Cold Comfort: of little consolation. Although it is not known the origination of the expression, Shakespeare liked it enough to insert in a few of his plays such as The Tempest and The Taming of the Shrew.

Cold Hands, Warm Heart: just because someone seems unresponsive, that does not men they can’t express emotions. It’s thought Vincent Lean contributed the saying in a 1902 collection of sayings. Another interpretation is a person can be both rational and compassionate.

Image: desginbundles.net

To Pour Cold Water On: to discourage enthusiasm or pleasure. This saying dates back to Roman times from Plautus who said “They pour cold water on us.” Cold water can definitely dampen an otherwise good time.

Come Off It: be realistic, no fooling around. This American slang term comes from the 1900s and stem from the action of coming down from a higher place, such as dismounting from a horse, with the idea of being on the same level as the other person standing on the ground.

Cool As A Cucumber: composed, not rattled. It’s true: cucumbers are cool. It’s believed the inside of a cucumber is 20 degrees cooler than the outside air. Since this expression can be dated to 1732 writer John Gay, who wrote “I…cool as cucumber could see the rest of womankind,” one wonders how they figured, or even decided, to see if a cucumber was really all that cool.

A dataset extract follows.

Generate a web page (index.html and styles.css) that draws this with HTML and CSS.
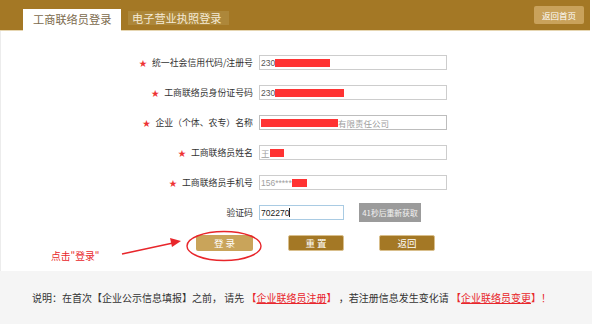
FILE: index.html
```html
<!DOCTYPE html>
<html lang="zh">
<head>
<meta charset="utf-8">
<title>工商联络员登录</title>
<link rel="stylesheet" href="styles.css">
</head>
<body>
<div class="page">
  <div class="topbar">
    <div class="tabs">
      <div class="tab tab-active">工商联络员登录</div>
      <div class="tab tab-other">电子营业执照登录</div>
    </div>
    <div class="home-btn">返回首页</div>
  </div>

  <div class="content">
    <div class="form">
      <div class="row">
        <div class="label"><span class="star">★</span>统一社会信用代码/注册号</div>
        <div class="field"><span class="val">230</span><span class="redact r1"></span></div>
      </div>
      <div class="row">
        <div class="label"><span class="star">★</span>工商联络员身份证号码</div>
        <div class="field"><span class="val">230</span><span class="redact r2"></span></div>
      </div>
      <div class="row">
        <div class="label"><span class="star">★</span>企业（个体、农专）名称</div>
        <div class="field field-gray"><span class="redact r3"></span><span class="val muted">有限责任公司</span></div>
      </div>
      <div class="row">
        <div class="label"><span class="star">★</span>工商联络员姓名</div>
        <div class="field"><span class="val muted">王</span><span class="redact r4"></span></div>
      </div>
      <div class="row">
        <div class="label"><span class="star">★</span>工商联络员手机号</div>
        <div class="field"><span class="val muted">156*****</span><span class="redact r5"></span></div>
      </div>
      <div class="row">
        <div class="label">验证码</div>
        <div class="field field-code"><span class="val dark">702270</span><span class="caret"></span></div>
        <div class="code-btn">41秒后重新获取</div>
      </div>
      <div class="actions">
        <div class="btn btn-login">登 录</div>
        <div class="btn btn-dark">重 置</div>
        <div class="btn btn-dark">返回</div>
      </div>
    </div>

    <div class="hint">点击"登录"</div>
    <svg class="annot" width="592" height="300" viewBox="0 0 592 300">
      <ellipse cx="223" cy="215" rx="37" ry="14.5" fill="none" stroke="#e8262b" stroke-width="1.4"/>
      <line x1="121" y1="223" x2="172" y2="212" stroke="#e8262b" stroke-width="1.6"/>
      <polygon points="180,210 169,207 171,216" fill="#e8262b"/>
    </svg>
  </div>

  <div class="footer">
    <p class="note">说明：在首次【企业公示信息填报】之前， 请先 <span class="red">【<u>企业联络员注册</u>】</span> ，若注册信息发生变化请 <span class="red">【<u>企业联络员变更</u>】！</span></p>
  </div>
</div>
</body>
</html>
```

FILE: styles.css
```css
* { box-sizing: border-box; }
html, body { margin: 0; padding: 0; background: #ffffff; }
body {
  font-family: "Noto Sans CJK SC", "Noto Sans", sans-serif;
  color: #333;
}
.page { width: 592px; }

.topbar {
  width: 590px;
  height: 31px;
  background: #a47825;
  border-bottom: 1px solid #e6d6b2;
  display: flex;
  justify-content: space-between;
  align-items: flex-start;
}
.tabs {
  display: flex;
  align-items: flex-start;
  padding-left: 23px;
  height: 30px;
}
.tab {
  font-size: 11.2px;
  line-height: 14px;
  white-space: nowrap;
}
.tab-active {
  margin-top: 9px;
  height: 22px;
  width: 98px;
  background: #ffffff;
  color: #7c6a4c;
  padding: 3px 0 0 10px;
}
.tab-other {
  margin-top: 11px;
  margin-left: 7px;
  height: 14px;
  width: 101px;
  background: #ad873a;
  color: #f4ead6;
  padding: 0 0 0 4px;
}
.home-btn {
  margin: 6px 6px 0 0;
  width: 50px;
  height: 18px;
  background: #c9a25b;
  border-radius: 2px;
  color: #fff;
  font-size: 8.5px;
  line-height: 18px;
  text-align: center;
}

.content {
  position: relative;
  height: 240px;
  background: #fff;
  border-left: 1px solid #ececec;
}
.form { padding-top: 24px; }
.row {
  display: flex;
  align-items: center;
  height: 15px;
  margin-bottom: 15px;
}
.label {
  width: 252px;
  display: flex;
  justify-content: flex-end;
  align-items: center;
  font-size: 8.9px;
  line-height: 15px;
  color: #333;
  white-space: nowrap;
}
.star {
  color: #e33;
  font-size: 8px;
  margin-right: 5px;
}
.field {
  margin-left: 6px;
  width: 188px;
  height: 15px;
  border: 1px solid #cdcdcd;
  background: #fff;
  display: flex;
  align-items: center;
  padding-left: 1px;
  font-family: "Liberation Sans", "Noto Sans CJK SC", sans-serif;
  font-size: 8.5px;
  overflow: hidden;
}
.field-gray { border-color: #bdbdbd; }
.val { color: #555; white-space: nowrap; }
.val.muted { color: #a0a0a0; }
.val.dark { color: #222; }
.redact { display: inline-block; height: 8px; background: #ff3333; }
.r1 { width: 55px; }
.r2 { width: 69px; }
.r3 { width: 77px; }
.r4 { width: 14px; }
.r5 { width: 15px; }
.field-code { width: 85px; border-color: #a9cbe3; }
.caret { display: inline-block; width: 1px; height: 9px; background: #222; }
.code-btn {
  margin-left: 15px;
  width: 62px;
  height: 19px;
  background: #9b9b9b;
  color: #f2f2f2;
  font-size: 7.8px;
  line-height: 19px;
  text-align: center;
  white-space: nowrap;
}

.actions {
  display: flex;
  padding-left: 195px;
  gap: 35px;
  margin-top: 2px;
}
.btn {
  width: 56px;
  height: 16px;
  border-radius: 2px;
  color: #fff;
  font-size: 9.5px;
  line-height: 16px;
  text-align: center;
}
.btn-login { background: #c9a45a; width: 57px; }
.btn-dark { background: #a47825; border: 1px solid #d9bf8c; line-height: 14px; }

.hint {
  position: absolute;
  left: 50px;
  top: 219px;
  color: #e8262b;
  font-size: 9.8px;
  line-height: 12px;
  white-space: nowrap;
}
.annot { position: absolute; left: 0; top: 30px; top: 0; }

.footer {
  width: 592px;
  height: 53px;
  background: #f5f5f5;
  display: flex;
  align-items: center;
  padding-left: 32px;
}
.note {
  margin: 0;
  font-size: 10px;
  color: #333;
  white-space: nowrap;
  letter-spacing: 0;
}
.red { color: #e8262b; }
.red u { text-decoration: underline; }
```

Crazy As A Loon: unconventional behavior noted. There are different thoughts on this saying. Granted, the cry of a loon is quite unnerving. There is also the idea that the behavior of a loon is considered unconventional when flocks of loons seemingly fly erratically at each other over a frozen pond. This gives way to the expression of being “loony,” but in fact this loony refers to “lunar” or the phases of the moon. And we all know how a full moon can influence behavior.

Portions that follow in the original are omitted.